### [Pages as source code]
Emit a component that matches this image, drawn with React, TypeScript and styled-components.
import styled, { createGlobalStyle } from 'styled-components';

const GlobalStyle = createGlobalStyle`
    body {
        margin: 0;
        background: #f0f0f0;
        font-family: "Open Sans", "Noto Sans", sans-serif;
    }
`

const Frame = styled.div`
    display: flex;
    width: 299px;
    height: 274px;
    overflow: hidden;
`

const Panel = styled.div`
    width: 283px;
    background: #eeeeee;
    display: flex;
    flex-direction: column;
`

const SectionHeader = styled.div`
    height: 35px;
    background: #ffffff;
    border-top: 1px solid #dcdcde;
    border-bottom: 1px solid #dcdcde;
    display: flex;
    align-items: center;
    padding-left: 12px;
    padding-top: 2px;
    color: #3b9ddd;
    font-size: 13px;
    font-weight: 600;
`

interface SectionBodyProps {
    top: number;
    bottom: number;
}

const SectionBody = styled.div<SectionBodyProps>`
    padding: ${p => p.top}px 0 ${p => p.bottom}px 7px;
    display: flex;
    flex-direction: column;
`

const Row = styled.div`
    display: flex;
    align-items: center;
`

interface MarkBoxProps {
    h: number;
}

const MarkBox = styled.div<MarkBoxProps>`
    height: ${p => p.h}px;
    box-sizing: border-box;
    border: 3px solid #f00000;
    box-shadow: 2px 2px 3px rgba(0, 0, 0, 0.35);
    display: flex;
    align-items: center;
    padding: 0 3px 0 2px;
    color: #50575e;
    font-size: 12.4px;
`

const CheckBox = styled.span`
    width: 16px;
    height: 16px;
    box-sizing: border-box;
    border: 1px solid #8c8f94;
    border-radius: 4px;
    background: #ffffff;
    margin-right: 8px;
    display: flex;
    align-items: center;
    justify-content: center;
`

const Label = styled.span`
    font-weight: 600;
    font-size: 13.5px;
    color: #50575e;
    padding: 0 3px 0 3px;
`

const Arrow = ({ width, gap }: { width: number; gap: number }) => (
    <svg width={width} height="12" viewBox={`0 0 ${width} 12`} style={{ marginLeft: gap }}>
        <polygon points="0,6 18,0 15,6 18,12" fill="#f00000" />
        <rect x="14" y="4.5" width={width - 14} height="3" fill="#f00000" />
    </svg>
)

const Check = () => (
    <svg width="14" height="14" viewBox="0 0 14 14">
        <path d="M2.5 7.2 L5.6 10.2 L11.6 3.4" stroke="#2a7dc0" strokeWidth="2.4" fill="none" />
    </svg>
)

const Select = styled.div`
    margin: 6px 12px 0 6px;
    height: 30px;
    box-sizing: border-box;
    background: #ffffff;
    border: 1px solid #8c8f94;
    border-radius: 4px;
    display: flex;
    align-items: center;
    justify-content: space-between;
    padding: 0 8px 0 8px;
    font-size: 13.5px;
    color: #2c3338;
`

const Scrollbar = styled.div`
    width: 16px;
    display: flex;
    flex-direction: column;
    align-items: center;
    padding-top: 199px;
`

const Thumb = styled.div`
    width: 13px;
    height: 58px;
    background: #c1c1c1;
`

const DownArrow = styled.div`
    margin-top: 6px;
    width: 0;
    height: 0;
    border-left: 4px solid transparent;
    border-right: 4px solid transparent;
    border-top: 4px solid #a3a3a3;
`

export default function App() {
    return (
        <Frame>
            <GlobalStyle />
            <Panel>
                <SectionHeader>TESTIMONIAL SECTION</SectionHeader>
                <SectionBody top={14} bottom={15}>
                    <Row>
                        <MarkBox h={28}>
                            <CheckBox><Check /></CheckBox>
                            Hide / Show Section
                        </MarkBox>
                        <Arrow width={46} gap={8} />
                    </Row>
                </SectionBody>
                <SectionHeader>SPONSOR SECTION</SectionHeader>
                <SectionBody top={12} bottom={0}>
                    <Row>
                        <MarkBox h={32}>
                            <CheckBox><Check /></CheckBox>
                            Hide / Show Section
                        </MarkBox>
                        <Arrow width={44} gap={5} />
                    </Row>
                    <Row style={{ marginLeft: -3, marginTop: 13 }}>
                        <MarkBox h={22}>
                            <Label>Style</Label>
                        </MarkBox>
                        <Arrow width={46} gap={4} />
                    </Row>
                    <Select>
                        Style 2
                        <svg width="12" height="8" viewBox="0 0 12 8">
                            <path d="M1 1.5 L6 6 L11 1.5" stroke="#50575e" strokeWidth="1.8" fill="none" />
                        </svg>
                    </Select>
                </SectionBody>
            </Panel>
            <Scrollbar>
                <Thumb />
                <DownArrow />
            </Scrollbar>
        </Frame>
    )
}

...

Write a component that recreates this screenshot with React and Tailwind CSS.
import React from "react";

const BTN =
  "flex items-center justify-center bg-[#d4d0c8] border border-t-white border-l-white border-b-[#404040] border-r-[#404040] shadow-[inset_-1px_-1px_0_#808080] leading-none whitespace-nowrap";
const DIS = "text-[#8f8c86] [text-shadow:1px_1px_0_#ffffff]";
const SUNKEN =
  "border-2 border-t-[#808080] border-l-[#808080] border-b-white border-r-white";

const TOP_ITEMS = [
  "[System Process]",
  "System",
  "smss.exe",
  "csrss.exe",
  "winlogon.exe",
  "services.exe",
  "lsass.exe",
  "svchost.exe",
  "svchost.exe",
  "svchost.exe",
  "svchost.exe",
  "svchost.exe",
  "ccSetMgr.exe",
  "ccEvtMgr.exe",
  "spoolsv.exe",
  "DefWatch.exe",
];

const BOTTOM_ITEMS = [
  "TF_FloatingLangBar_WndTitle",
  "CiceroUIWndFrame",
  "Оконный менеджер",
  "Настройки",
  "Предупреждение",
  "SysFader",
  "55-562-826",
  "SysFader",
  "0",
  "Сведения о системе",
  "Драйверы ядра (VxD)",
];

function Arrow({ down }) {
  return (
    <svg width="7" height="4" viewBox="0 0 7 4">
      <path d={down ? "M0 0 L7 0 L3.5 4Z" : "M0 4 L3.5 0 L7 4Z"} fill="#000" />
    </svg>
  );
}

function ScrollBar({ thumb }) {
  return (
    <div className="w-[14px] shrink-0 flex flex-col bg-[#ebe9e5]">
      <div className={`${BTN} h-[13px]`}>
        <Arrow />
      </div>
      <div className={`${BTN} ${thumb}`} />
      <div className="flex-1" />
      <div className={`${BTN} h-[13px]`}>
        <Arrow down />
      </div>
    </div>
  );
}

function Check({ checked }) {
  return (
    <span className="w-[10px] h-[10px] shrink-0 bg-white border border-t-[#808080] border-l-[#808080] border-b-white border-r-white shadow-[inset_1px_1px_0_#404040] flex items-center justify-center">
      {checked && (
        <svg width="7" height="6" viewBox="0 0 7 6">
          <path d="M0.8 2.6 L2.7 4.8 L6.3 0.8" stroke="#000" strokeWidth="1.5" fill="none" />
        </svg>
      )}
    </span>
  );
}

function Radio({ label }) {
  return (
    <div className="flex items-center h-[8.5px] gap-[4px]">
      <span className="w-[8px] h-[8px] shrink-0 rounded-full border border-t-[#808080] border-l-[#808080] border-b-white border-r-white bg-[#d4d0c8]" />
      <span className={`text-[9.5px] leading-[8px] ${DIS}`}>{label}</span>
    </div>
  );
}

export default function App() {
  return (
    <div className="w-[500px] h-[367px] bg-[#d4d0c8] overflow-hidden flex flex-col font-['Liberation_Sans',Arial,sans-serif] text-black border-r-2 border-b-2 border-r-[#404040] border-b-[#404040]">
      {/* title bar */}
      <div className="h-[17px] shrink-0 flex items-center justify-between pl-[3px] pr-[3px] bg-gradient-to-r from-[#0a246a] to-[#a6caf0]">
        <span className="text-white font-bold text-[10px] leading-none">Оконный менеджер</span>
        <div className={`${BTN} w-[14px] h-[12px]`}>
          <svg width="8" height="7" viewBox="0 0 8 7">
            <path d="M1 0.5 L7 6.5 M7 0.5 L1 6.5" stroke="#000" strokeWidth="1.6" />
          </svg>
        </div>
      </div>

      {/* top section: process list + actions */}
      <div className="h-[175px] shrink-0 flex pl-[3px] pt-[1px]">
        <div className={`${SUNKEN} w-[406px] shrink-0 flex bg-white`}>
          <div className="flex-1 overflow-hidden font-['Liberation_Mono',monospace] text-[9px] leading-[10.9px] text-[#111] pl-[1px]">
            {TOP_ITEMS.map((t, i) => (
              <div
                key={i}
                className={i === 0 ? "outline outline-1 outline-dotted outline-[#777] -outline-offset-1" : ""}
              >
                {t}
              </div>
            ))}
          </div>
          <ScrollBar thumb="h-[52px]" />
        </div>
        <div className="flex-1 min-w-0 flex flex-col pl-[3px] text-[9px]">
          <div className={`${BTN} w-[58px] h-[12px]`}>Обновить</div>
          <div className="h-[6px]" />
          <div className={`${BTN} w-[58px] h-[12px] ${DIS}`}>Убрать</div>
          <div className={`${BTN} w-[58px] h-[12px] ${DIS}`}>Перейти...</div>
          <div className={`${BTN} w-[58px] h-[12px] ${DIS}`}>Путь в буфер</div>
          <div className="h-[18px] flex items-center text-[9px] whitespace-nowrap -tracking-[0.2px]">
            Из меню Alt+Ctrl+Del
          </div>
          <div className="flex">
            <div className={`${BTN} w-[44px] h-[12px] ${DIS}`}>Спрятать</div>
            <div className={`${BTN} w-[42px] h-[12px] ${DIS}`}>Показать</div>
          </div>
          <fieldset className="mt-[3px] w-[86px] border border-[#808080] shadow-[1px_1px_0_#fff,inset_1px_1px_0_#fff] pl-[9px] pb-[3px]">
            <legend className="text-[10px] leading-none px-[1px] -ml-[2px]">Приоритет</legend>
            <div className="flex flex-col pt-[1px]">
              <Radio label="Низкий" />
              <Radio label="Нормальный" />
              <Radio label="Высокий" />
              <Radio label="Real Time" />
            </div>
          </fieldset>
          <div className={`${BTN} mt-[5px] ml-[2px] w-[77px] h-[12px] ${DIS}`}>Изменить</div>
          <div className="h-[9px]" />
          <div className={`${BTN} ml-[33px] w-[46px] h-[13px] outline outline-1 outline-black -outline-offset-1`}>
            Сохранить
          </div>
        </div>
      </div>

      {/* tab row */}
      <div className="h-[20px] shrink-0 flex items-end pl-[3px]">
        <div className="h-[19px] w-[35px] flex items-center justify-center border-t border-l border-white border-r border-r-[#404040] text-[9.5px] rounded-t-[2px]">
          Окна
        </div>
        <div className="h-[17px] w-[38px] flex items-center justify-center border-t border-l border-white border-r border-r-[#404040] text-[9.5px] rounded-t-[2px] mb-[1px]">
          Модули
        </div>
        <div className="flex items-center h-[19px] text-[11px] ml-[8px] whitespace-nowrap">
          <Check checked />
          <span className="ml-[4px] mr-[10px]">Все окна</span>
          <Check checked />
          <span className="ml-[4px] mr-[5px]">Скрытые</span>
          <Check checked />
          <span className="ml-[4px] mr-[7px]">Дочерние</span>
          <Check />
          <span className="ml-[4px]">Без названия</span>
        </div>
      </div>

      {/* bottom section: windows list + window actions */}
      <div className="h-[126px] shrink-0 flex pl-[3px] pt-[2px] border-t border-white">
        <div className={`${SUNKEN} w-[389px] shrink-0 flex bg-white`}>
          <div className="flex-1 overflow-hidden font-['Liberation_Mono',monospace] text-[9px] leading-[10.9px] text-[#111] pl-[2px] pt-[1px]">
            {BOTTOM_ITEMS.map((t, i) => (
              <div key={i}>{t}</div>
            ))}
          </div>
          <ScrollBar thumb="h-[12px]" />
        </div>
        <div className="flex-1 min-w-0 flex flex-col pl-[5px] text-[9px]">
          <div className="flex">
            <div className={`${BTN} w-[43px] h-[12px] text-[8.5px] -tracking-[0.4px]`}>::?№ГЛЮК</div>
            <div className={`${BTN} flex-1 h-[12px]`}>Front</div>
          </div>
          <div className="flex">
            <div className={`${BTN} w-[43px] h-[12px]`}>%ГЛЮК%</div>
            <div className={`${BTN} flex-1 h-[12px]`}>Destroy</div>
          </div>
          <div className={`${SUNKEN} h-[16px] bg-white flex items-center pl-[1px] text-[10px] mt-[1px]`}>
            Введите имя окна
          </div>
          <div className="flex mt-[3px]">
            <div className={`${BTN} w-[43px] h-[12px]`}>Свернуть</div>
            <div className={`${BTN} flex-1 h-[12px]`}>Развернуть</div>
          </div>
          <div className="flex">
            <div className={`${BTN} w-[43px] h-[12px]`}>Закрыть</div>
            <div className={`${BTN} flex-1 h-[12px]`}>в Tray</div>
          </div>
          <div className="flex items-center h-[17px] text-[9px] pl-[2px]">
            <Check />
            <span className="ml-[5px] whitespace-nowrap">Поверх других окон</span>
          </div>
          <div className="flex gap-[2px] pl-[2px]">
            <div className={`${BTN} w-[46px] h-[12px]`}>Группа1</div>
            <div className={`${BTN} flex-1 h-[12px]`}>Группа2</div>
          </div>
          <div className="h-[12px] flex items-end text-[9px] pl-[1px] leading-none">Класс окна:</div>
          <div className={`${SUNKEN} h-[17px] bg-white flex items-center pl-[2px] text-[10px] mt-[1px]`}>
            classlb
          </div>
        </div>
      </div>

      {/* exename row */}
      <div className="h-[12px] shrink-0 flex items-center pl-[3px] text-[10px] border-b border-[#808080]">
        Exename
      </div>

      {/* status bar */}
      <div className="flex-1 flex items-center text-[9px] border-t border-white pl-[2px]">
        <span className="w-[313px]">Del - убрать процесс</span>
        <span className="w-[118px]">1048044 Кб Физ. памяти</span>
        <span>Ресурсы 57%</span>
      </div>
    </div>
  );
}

* * *

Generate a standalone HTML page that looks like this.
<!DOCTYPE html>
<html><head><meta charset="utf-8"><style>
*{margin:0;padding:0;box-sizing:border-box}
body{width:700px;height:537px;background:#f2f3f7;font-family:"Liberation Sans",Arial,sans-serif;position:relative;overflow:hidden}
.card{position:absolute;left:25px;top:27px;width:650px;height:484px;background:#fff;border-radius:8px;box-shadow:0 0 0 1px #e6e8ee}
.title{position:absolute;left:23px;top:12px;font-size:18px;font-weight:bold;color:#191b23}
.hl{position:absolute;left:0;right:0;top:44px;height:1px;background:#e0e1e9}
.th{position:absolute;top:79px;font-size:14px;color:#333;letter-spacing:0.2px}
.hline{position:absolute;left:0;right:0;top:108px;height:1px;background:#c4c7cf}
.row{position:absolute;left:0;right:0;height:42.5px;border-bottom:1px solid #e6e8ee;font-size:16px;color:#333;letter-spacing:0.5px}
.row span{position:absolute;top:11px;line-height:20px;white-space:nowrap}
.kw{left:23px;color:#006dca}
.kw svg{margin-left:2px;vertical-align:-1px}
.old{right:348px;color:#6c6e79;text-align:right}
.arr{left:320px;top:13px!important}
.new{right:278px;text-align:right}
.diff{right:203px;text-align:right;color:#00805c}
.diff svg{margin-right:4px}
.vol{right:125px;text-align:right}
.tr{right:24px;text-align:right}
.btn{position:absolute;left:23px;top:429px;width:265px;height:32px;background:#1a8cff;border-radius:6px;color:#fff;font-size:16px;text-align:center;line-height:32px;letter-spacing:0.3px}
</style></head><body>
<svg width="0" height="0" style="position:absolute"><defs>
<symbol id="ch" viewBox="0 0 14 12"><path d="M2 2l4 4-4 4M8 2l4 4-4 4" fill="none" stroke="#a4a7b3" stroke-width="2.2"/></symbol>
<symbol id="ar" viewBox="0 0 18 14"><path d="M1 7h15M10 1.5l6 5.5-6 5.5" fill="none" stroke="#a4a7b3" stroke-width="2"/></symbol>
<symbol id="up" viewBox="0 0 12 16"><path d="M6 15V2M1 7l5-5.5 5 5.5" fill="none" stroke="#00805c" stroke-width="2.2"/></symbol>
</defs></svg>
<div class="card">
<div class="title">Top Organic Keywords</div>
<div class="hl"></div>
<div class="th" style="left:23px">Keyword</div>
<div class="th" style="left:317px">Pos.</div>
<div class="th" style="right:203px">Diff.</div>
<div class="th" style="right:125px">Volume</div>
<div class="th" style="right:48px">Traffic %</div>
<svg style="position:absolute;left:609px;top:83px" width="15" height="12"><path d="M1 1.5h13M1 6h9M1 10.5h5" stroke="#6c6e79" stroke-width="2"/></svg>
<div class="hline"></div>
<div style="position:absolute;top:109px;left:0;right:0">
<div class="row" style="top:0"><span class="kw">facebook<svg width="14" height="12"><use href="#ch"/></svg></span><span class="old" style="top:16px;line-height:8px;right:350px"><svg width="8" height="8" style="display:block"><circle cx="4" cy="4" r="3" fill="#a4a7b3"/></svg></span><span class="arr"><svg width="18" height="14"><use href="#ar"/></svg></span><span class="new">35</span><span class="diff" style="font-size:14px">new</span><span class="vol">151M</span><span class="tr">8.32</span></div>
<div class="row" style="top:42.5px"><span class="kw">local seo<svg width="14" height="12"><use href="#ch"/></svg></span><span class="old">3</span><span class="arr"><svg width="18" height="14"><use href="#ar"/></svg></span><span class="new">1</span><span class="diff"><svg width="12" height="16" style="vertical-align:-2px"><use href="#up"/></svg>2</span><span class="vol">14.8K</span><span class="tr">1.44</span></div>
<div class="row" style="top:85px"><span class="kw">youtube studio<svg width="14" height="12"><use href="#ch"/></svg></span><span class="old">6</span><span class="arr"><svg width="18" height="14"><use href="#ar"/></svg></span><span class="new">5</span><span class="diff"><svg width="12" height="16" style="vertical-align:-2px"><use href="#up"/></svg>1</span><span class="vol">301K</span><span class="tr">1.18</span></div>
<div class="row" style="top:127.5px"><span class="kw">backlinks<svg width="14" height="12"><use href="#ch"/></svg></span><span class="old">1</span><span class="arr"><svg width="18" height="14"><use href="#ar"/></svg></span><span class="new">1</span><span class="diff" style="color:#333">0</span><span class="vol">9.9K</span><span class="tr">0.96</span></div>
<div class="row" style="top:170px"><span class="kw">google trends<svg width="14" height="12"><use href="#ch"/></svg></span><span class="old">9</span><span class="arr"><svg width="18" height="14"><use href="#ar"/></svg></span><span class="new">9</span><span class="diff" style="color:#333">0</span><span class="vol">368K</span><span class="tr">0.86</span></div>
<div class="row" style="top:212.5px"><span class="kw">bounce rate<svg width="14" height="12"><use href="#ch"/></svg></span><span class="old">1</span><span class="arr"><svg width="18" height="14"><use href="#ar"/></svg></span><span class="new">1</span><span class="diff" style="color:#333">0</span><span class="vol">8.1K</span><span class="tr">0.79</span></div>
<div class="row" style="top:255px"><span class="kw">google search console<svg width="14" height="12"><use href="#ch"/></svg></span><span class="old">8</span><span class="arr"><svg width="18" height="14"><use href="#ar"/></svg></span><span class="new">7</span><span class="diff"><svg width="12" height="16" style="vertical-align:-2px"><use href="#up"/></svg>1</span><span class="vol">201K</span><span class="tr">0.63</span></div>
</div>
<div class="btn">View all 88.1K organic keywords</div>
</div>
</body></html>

### [EXERCISE INSTRUCTIONS]
The answer is the number of lines in the preceding material that hold "with"; write that number and nothing else.

### [SOLUTION TO THIS TASK]
2